Opinión
El fracaso estructural del fundamentalismo estatal
El estatismo rampante necesita demonizar al mercado para justificar su fiasco.

El pasado 23 de mayo, el diputado de Podemos Víctor Egío nos regaló en la Asamblea Regional de Murcia una de las diatribas más delirantes que uno pueda recordar contra el libre mercado. Según él, los liberales somos poco menos que profetas de una religión genocida que impide que el Estado despliegue todo su potencial para garantizar el paraíso terrenal. El libre mercado, afirma, es «un asesino», «una utopía mortífera» que condena a millones de personas a la pobreza, a la precariedad, e incluso a la enfermedad mental. Y entre los responsables de este apocalipsis menciona, sin sonrojarse, a quienes hemos defendido desde hace años la libertad económica: desde Milei a Bastos pasando por un servidor.
La tesis de Egío, aunque grotesca, merece una respuesta por lo que revela: el estatismo rampante necesita demonizar al mercado para justificar su fracaso.
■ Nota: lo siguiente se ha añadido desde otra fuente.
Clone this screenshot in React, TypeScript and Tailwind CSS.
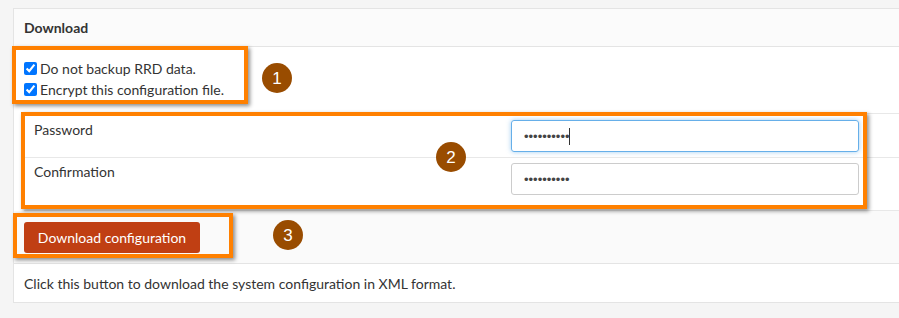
import React from "react";

const font = { fontFamily: "Lato, 'Noto Sans', sans-serif" };
const dotFont = { fontFamily: "'Liberation Sans', Arial, sans-serif" };

function Badge({ n, x, y }: { n: string; x: number; y: number }) {
  return (
    <div
      className="absolute w-[30px] h-[30px] rounded-full bg-[#994c00] text-white flex items-center justify-center text-[17px] leading-none"
      style={{ left: x - 15, top: y - 15, fontFamily: "'Liberation Sans', Arial, sans-serif" }}
    >
      {n}
    </div>
  );
}

export default function App() {
  return (
    <div className="relative w-[899px] h-[318px] bg-[#f5f5f5] overflow-hidden text-[#333] text-[14px]" style={font}>
      <div className="pt-[8px] pl-[13px]">
        <div className="bg-white border border-r-0 border-[#e4e4e4] w-[890px]">
          {/* header */}
          <div className="h-[38px] bg-[#fbfbfb] border-b border-[#e4e4e4] flex items-center pl-[10px] font-bold text-[14px]">
            Download
          </div>
          {/* checkbox row */}
          <div className="h-[66px] pl-[10px] pt-[11px] flex flex-col">
            <label className="flex items-center h-[21px] gap-[3px]">
              <input type="checkbox" defaultChecked className="w-[13px] h-[13px] m-0" />
              <span>Do not backup RRD data.</span>
            </label>
            <label className="flex items-center h-[21px] gap-[3px]">
              <input type="checkbox" defaultChecked className="w-[13px] h-[13px] m-0" />
              <span>Encrypt this configuration file.</span>
            </label>
          </div>
          {/* inner table */}
          <div className="ml-[10px] border-t border-b border-[#e8e8e8]">
            <div className="h-[44px] flex border-b border-[#e8e8e8]">
              <div className="w-[487px] pl-[10px] pt-[5px]">Password</div>
              <div className="pt-[6px] relative">
                <input
                  type="password"
                  defaultValue="abcdefghij"
                  style={dotFont}
                  className="w-[348px] h-[32px] rounded-[3px] border border-[#66afe9] px-[12px] text-[13px] text-[#444] outline-none shadow-[0_0_5px_rgba(102,175,233,0.6)]"
                />
                <div className="absolute left-[58px] top-[14px] w-[1px] h-[17px] bg-[#333]" />
              </div>
            </div>
            <div className="h-[52px] flex">
              <div className="w-[487px] pl-[10px] pt-[3px]">Confirmation</div>
              <div className="pt-[5px]">
                <input
                  type="password"
                  defaultValue="abcdefghij"
                  style={dotFont}
                  className="w-[348px] h-[32px] rounded-[3px] border border-[#cccccc] px-[12px] text-[13px] text-[#444] outline-none"
                />
              </div>
            </div>
          </div>
          {/* button row */}
          <div className="h-[53px] bg-[#fafafa] border-b border-[#e4e4e4] pl-[10px] flex items-center">
            <button className="w-[176px] h-[31px] rounded-[3px] bg-[#c03f13] text-white text-[14px]" style={font}>
              Download configuration
            </button>
          </div>
          {/* footer */}
          <div className="h-[38px] pl-[10px] flex items-center">
            Click this button to download the system configuration in XML format.
          </div>
        </div>
      </div>

      {/* annotations */}
      <div className="absolute left-[12px] top-[46px] w-[236px] h-[58px] border-[4px] border-[#ff8000] shadow-[2px_2px_4px_rgba(0,0,0,0.45)]" />
      <div className="absolute left-[21px] top-[112px] w-[846px] h-[97px] border-[4px] border-[#ff8000] shadow-[2px_2px_4px_rgba(0,0,0,0.45)]" />
      <div className="absolute left-[13px] top-[213px] w-[220px] h-[45px] border-[4px] border-[#ff8000] shadow-[2px_2px_4px_rgba(0,0,0,0.45)]" />
      <Badge n="1" x={277} y={78} />
      <Badge n="2" x={451} y={157} />
      <Badge n="3" x={288} y={235} />
    </div>
  );
}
Nos dice el diputado de Podemos que el mercado impide al Estado disponer de recursos suficientes para garantizar educación, sanidad o vivienda dignas. Pero ¿de verdad el Estado español está hoy más menguado que en el pasado? Nada más lejos de la realidad. El gasto público real (descontada la inflación) ha alcanzado máximos históricos. En 1980, el Estado español gastaba 187.000 millones de euros constantes; en 1990, 344.000 millones; en 2010, 647.000 millones; y en 2024, 722.000 millones. Esto no es desmantelamiento del Estado, es hipertrofia. Y si ajustamos por población, el gasto público per cápita ha pasado de 5.000 euros en 1980 a 14.729 euros en 2024. Tres veces más.
¿Dónde está, entonces, ese fundamentalismo de mercado que ha secado de recursos al Estado? La respuesta es incómoda para los estatistas: por más que el Estado crece y se apropia de cada vez más recursos privados, los servicios públicos no mejoran. Quizá el problema no sea que el Estado recaude poco, sino que gestiona fatal. Quizá el Estado no tiene como prioridad servir al ciudadano, sino servirse a sí mismo. Y quizá, solo quizá, quien vive de adoctrinar a la ciudadanía es Víctor Egío, al inventarse el espantajo del «fundamentalismo de mercado» para encubrir el fracaso estructural del fundamentalismo estatal.